Work to be completed: Count lines holding the string "this" in the data that follows. Reply with one number only.

======

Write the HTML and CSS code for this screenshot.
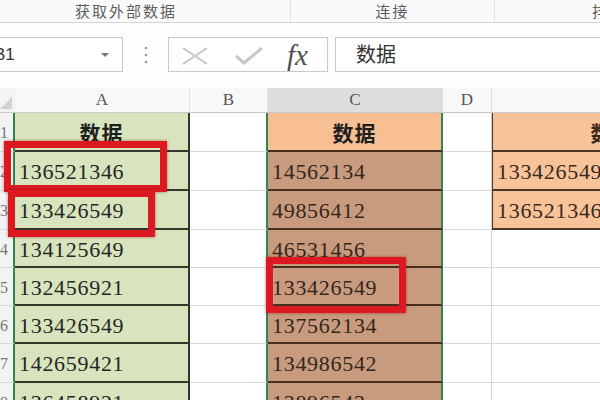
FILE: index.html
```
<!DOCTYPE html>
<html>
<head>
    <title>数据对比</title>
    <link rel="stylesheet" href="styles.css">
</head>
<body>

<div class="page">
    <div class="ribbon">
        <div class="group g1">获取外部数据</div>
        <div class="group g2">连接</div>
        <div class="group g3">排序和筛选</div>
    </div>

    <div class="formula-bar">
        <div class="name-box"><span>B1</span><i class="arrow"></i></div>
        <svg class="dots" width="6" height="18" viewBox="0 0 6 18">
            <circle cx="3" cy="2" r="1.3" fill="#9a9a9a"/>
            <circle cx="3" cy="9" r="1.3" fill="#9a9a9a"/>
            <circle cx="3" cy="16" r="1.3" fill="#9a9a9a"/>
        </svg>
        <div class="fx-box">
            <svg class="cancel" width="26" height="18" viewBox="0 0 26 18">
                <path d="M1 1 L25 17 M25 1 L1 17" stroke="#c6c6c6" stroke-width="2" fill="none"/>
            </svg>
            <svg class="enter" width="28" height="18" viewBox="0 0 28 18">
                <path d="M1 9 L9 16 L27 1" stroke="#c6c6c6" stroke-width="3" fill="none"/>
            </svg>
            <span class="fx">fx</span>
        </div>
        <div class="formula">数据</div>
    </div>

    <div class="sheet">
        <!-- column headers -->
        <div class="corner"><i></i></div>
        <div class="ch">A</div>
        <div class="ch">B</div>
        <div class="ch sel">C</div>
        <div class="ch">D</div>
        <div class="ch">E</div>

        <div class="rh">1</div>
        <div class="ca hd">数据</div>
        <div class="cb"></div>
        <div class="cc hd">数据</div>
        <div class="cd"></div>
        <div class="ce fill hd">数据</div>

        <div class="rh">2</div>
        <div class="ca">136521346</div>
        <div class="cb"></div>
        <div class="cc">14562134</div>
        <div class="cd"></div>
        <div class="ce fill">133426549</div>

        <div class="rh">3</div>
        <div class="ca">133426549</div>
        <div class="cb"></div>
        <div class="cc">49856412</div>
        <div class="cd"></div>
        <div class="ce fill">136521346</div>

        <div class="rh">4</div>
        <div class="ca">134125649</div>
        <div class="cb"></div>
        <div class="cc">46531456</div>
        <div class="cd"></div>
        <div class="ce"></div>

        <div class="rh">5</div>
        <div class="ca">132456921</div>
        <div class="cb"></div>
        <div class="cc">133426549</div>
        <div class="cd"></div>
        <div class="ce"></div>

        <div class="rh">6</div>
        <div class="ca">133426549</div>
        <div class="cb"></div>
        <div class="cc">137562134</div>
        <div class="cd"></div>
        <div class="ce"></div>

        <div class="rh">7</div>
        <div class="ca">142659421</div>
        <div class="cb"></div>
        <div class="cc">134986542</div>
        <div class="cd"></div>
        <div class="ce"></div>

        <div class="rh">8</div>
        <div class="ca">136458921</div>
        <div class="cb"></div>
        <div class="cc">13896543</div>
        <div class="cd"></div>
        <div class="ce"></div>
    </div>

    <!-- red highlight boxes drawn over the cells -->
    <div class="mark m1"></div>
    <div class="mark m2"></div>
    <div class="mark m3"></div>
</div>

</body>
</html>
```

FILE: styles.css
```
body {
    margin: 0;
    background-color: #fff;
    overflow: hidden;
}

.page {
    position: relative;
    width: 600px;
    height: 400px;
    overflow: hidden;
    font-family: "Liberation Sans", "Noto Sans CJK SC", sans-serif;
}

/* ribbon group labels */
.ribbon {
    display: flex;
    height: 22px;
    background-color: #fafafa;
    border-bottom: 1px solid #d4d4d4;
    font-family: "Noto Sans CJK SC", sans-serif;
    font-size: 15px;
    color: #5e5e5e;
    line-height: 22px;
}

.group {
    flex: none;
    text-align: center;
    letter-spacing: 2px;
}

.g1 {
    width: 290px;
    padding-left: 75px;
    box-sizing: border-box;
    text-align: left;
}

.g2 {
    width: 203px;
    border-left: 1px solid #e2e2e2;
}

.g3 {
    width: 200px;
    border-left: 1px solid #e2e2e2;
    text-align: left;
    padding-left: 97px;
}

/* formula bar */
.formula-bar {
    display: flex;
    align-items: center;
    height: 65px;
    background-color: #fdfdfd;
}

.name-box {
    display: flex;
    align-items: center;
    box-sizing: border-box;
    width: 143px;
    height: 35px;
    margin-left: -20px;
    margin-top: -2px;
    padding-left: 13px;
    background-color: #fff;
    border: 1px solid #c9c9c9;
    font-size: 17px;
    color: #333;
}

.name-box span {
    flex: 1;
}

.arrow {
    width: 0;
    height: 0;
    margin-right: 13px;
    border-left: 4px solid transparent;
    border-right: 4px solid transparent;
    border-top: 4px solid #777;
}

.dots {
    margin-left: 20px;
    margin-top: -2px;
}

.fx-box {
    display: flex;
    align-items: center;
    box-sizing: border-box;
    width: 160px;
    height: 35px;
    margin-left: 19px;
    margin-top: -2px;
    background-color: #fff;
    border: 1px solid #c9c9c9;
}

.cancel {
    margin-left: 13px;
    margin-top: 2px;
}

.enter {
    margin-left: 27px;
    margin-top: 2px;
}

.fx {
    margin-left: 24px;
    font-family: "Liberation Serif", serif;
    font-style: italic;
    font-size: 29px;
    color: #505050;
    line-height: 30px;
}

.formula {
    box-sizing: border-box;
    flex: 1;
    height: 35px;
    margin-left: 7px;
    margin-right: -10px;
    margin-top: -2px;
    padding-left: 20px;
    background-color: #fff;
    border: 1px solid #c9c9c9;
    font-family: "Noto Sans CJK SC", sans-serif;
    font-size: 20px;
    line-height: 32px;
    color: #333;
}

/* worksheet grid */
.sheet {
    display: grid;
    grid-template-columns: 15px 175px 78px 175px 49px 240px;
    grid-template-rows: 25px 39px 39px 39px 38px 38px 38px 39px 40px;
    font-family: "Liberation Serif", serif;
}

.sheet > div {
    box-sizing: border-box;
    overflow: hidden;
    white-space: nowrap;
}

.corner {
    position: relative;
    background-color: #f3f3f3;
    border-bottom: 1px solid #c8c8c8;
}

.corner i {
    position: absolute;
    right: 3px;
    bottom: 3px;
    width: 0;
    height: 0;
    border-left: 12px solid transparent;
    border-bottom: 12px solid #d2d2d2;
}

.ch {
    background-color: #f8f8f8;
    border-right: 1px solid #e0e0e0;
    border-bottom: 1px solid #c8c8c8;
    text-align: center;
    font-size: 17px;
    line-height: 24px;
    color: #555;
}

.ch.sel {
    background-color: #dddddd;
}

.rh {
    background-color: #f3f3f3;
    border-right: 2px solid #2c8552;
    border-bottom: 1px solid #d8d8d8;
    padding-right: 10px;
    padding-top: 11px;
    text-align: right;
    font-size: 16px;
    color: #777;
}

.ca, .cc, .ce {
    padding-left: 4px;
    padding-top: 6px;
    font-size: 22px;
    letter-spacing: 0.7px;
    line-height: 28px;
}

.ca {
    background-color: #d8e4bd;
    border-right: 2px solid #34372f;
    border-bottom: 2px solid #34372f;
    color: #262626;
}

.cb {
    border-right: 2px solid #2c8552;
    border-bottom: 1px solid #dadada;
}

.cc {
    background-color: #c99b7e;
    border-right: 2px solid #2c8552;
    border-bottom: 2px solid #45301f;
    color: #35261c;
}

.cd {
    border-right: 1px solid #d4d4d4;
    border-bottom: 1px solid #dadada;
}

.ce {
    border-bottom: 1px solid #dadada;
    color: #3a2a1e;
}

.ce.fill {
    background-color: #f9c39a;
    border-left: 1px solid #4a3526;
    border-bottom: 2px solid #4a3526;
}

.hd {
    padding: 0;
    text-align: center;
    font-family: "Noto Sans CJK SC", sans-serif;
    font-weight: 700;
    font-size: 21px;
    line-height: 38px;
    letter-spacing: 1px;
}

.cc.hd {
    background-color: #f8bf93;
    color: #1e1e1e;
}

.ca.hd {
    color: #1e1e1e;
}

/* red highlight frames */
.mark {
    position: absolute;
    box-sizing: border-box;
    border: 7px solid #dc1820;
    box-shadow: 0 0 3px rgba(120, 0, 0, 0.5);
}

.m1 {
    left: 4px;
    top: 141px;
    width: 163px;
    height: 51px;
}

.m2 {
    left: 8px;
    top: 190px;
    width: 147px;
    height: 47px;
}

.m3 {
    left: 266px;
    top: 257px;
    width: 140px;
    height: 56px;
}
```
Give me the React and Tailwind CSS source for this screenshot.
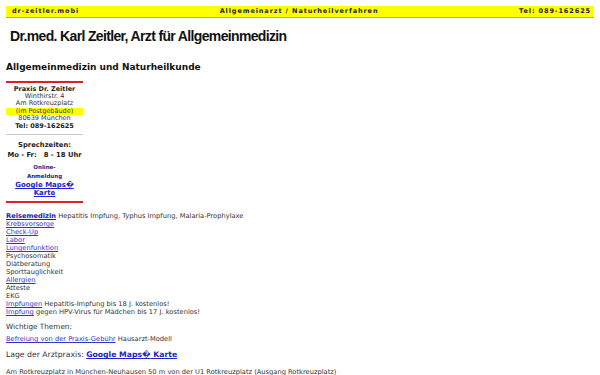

======

Result of the task: 2